His love is not a modest love, its a fierce love that obliterated the boundary of His holiness to draw us into Him in Christ. To let Him see us in our imperfect states, to hear our voices and their imperfect thoughts, to share our feelings in their imperfect forms is the only appropriate response to this kind of love pursuit. It’s surrender. 

We surrender so that He can lavish us with His love, remind us we are forgiven, wash us white as snow. 

It was this realization that God wants to be with me in all of it, that simply letting Him have access to all of the depths of me somehow results in fully falling into Him limp but full of life, and suddenly my lungs open and the universe reveals wide open spaces to breathe.

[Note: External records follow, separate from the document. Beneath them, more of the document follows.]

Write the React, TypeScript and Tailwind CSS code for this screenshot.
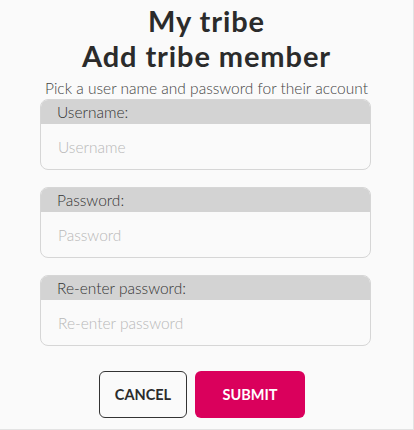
import React from "react";

const FIELDS = [
  { label: "Username:", placeholder: "Username", type: "text" },
  { label: "Password:", placeholder: "Password", type: "password" },
  { label: "Re-enter password:", placeholder: "Re-enter password", type: "password" },
];

export default function App() {
  return (
    <main
      className="h-[430px] w-[414px] border-r border-b border-[#e3e3e3] bg-[#fafafa] text-[#2b2b2b]"
      style={{ fontFamily: "Lato, 'Open Sans', sans-serif" }}
    >
      <h1 className="pt-[3px] text-center text-[29px] font-bold leading-[35px] tracking-[0.9px]">
        My tribe
        <br />
        Add tribe member
      </h1>
      <p className="mt-[6px] text-center text-[15.5px] font-light leading-[18px] text-[#444]">
        Pick a user name and password for their account
      </p>

      <div className="mt-[2px] flex flex-col gap-[17px] px-[40px] pr-[42px]">
        {FIELDS.map((f) => (
          <div key={f.label} className="overflow-hidden rounded-[8px] border border-[#d6d6d6] bg-[#fafafa]">
            <div className="h-[24px] bg-[#d3d3d3] pl-[16px] text-[15.5px] font-light leading-[24px] text-[#333]">
              {f.label}
            </div>
            <input
              type={f.type}
              placeholder={f.placeholder}
              className="h-[45px] w-full bg-transparent pl-[17px] text-[15.5px] font-light outline-none placeholder:text-[#b8b8b8]"
            />
          </div>
        ))}
      </div>

      <div className="mt-[25px] flex justify-center gap-[8px] pr-[9px]">
        <button className="h-[47px] w-[88px] rounded-[6px] border border-[#333] bg-transparent text-[14.5px] font-bold text-[#2b2b2b]">
          CANCEL
        </button>
        <button className="h-[47px] w-[110px] rounded-[6px] bg-[#da005c] text-[14.5px] font-bold text-white">
          SUBMIT
        </button>
      </div>
    </main>
  );
}
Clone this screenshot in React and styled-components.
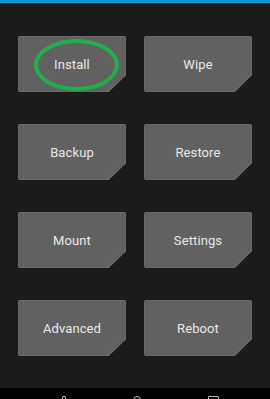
import React from 'react';
import styled, { createGlobalStyle } from 'styled-components';

const Global = createGlobalStyle`
  html, body { margin: 0; padding: 0; background: #1b1b1b; }
  body { font-family: Roboto, "Liberation Sans", sans-serif; }
`;

const Screen = styled.div`
  width: 270px;
  height: 399px;
  display: flex;
  flex-direction: column;
  background: #1b1b1b;
  overflow: hidden;
`;

const TopBar = styled.div`
  height: 3px;
  background: #0f97d6;
  border-bottom: 1px solid #3a1414;
  flex: none;
`;

const Grid = styled.div`
  flex: 1;
  display: grid;
  grid-template-columns: 108px 108px;
  grid-auto-rows: 56px;
  column-gap: 18px;
  row-gap: 32px;
  padding: 32px 18px 0;
  align-content: start;
`;

const Slot = styled.div`
  position: relative;
  display: flex;
`;

const Tile = styled.div`
  flex: 1;
  display: flex;
  padding: 1px;
  background: #6a6a6a;
  clip-path: polygon(0 0, 100% 0, 100% 70%, 84% 100%, 0 100%);
  border-radius: 2px;
`;

const TileFace = styled.div`
  flex: 1;
  background: #616161;
  clip-path: polygon(0 0, 100% 0, 100% 69%, 84% 100%, 0 100%);
  display: flex;
  align-items: center;
  justify-content: center;
  color: #e8e8e8;
  font-size: 13px;
  letter-spacing: 0.1px;
`;

const Circle = styled.div`
  position: absolute;
  left: 16px;
  top: 3px;
  width: 77px;
  height: 44px;
  border: 4px solid #20b04b;
  border-radius: 50%;
  pointer-events: none;
`;

const NavBar = styled.div`
  height: 11px;
  flex: none;
  background: #000;
  display: flex;
  align-items: flex-start;
  gap: 67px;
  padding: 8px 0 0 62px;
  box-sizing: border-box;
  overflow: hidden;
`;

const NavIcon = styled.div`
  flex: none;
  width: ${p => p.$w}px;
  height: 6px;
  border: 1px solid #bdbdbd;
  border-radius: ${p => (p.$round ? '50%' : '1px')};
`;

const items = ['Install', 'Wipe', 'Backup', 'Restore', 'Mount', 'Settings', 'Advanced', 'Reboot'];

export default function App() {
  return (
    <Screen>
      <Global />
      <TopBar />
      <Grid>
        {items.map((label, i) => (
          <Slot key={label}>
            <Tile>
              <TileFace>{label}</TileFace>
            </Tile>
            {i === 0 && <Circle />}
          </Slot>
        ))}
      </Grid>
      <NavBar>
        <NavIcon $w={2} />
        <NavIcon $w={6} $round />
        <NavIcon $w={9} />
      </NavBar>
    </Screen>
  );
}
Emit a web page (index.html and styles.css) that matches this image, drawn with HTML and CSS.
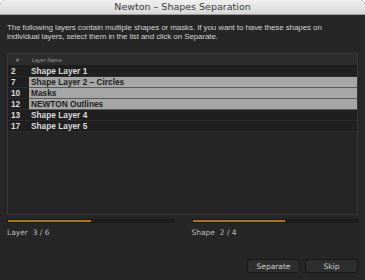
FILE: index.html
```html
<!DOCTYPE html>
<html lang="en">
<head>
    <meta charset="UTF-8">
    <title>Newton - Shapes Separation</title>
    <link rel="stylesheet" href="styles.css">
</head>
<body>
    <div class="window">
        <div class="titlebar">Newton – Shapes Separation</div>
        <div class="content">
            <p class="intro">The following layers contain multiple shapes or masks. If you want to have these shapes on individual layers, select them in the list and click on Separate.</p>

            <div class="list">
                <table>
                    <colgroup>
                        <col class="col-num">
                        <col>
                    </colgroup>
                    <tr class="head">
                        <th class="num">#</th>
                        <th class="name">Layer Name</th>
                    </tr>
                    <tr><td class="num">2</td><td>Shape Layer 1</td></tr>
                    <tr class="sel"><td class="num">7</td><td>Shape Layer 2 – Circles</td></tr>
                    <tr class="sel"><td class="num">10</td><td>Masks</td></tr>
                    <tr class="sel"><td class="num">12</td><td>NEWTON Outlines</td></tr>
                    <tr><td class="num">13</td><td>Shape Layer 4</td></tr>
                    <tr><td class="num">17</td><td>Shape Layer 5</td></tr>
                </table>
            </div>

            <div class="progress">
                <div class="prog-col">
                    <div class="bar"><div class="fill" style="width: 50.5%"></div></div>
                    <div class="prog-label">Layer&nbsp; 3 / 6</div>
                </div>
                <div class="prog-col">
                    <div class="bar"><div class="fill" style="width: 56%"></div></div>
                    <div class="prog-label">Shape&nbsp; 2 / 4</div>
                </div>
            </div>

            <div class="buttons">
                <button type="button" class="button">Separate</button>
                <button type="button" class="button">Skip</button>
            </div>
        </div>
    </div>
</body>
</html>
```

FILE: styles.css
```css
body {
    margin: 0;
    background-color: #ffffff;
    font-family: "DejaVu Sans", "Liberation Sans", sans-serif;
}
.window {
    width: 365px;
    height: 280px;
    background-color: #262626;
    border-radius: 5px 5px 0 0;
    overflow: hidden;
}
.titlebar {
    height: 14px;
    line-height: 14px;
    text-align: center;
    font-size: 9.5px;
    color: #3a3a3a;
    background: linear-gradient(#f0f0f0, #d8d8d8);
    border-bottom: 1px solid #9a9a9a;
}
.content {
    padding: 0 7px;
}
.intro {
    margin: 0;
    padding: 8px 12px 0 0;
    font-family: "Liberation Sans", Arial, sans-serif;
    font-size: 8px;
    letter-spacing: -0.1px;
    line-height: 9px;
    color: #d2d2d2;
}
.list {
    margin-top: 12px;
    height: 160px;
    border: 1px solid #383838;
    background-color: #252525;
}
.list table {
    width: 100%;
    border-collapse: collapse;
    table-layout: fixed;
    font-family: "Liberation Sans", Arial, sans-serif;
}
.col-num {
    width: 21px;
}
.list th {
    height: 11px;
    padding: 0 0 0 3px;
    font-size: 5.5px;
    font-weight: normal;
    text-align: left;
    color: #9a9a9a;
    background-color: #2c2c2c;
    border-bottom: 1px solid #1c1c1c;
}
.list th.num {
    padding-left: 8px;
}
.list td {
    height: 10px;
    padding: 0 0 0 2px;
    font-size: 8.3px;
    font-weight: bold;
    color: #dcdcdc;
    background-color: #1f1f1f;
    border-bottom: 1px solid #2a2a2a;
}
.list td.num {
    padding-left: 3px;
}
.list tr.sel td {
    background-color: #a6a6a6;
    color: #1e1e1e;
    border-bottom: 1px solid #5a5a5a;
}
.list tr.sel td.num {
    background-color: #1f1f1f;
    color: #dcdcdc;
    border-bottom: 1px solid #2a2a2a;
}
.progress {
    display: flex;
    gap: 18px;
    margin-top: 4px;
}
.prog-col {
    flex: 1;
}
.bar {
    height: 4px;
    background-color: #1e1e1e;
    border: 1px solid #1a1a1a;
    box-sizing: border-box;
}
.fill {
    height: 100%;
    background-color: #a8780e;
}
.prog-label {
    margin-top: 5px;
    font-size: 7.5px;
    color: #bcbcbc;
}
.buttons {
    display: flex;
    justify-content: flex-end;
    gap: 5px;
    margin-top: 22px;
}
.button {
    width: 53px;
    height: 14px;
    padding: 0;
    font-family: "DejaVu Sans", "Liberation Sans", sans-serif;
    font-size: 7.5px;
    color: #cfcfcf;
    background-color: #2e2e2e;
    border: 1px solid #161616;
    border-radius: 3px;
}
```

These are the verses, these are the truths that have illustrated the kind of love my husband wants to offer when he says, “I want to be where you are.” What he’s actually saying is, “Don’t hide from me. I want to see your face and hear your voice.” He doesn’t want my perfectly formed thoughts or my emotions filtered through—let’s be honest—self-righteousness. He wants to be with me in my naked, vulnerable, imperfect thoughts. My tear streaked face and swollen pink cheeks that will inevitably follow the outpouring of the reality of what’s in my heart, a reality that sometimes is really nasty, are somehow beautiful to him. I can’t imagine how, but, much like I trust God, I will trust my husband at his word that they are.

It’s funny though—he rarely has anything extraordinarily helpful to say in response. And it makes sense as I write this, because it’s not usually advice that I need. It’s the healing that happens when all of that pent up ugliness and emotion dissolves when I let it all out before him and I realize he still deeply, madly, astonishingly loves me.

It’s a strange place to be practicing entering into love like this both in my marriage and with God, but they feed off of one another and the growth is happening so drastically and so quickly that I can actually see the difference. I’m learning to come out of hiding in both my marriage and my soul, and it’s an incredibly beautiful thing.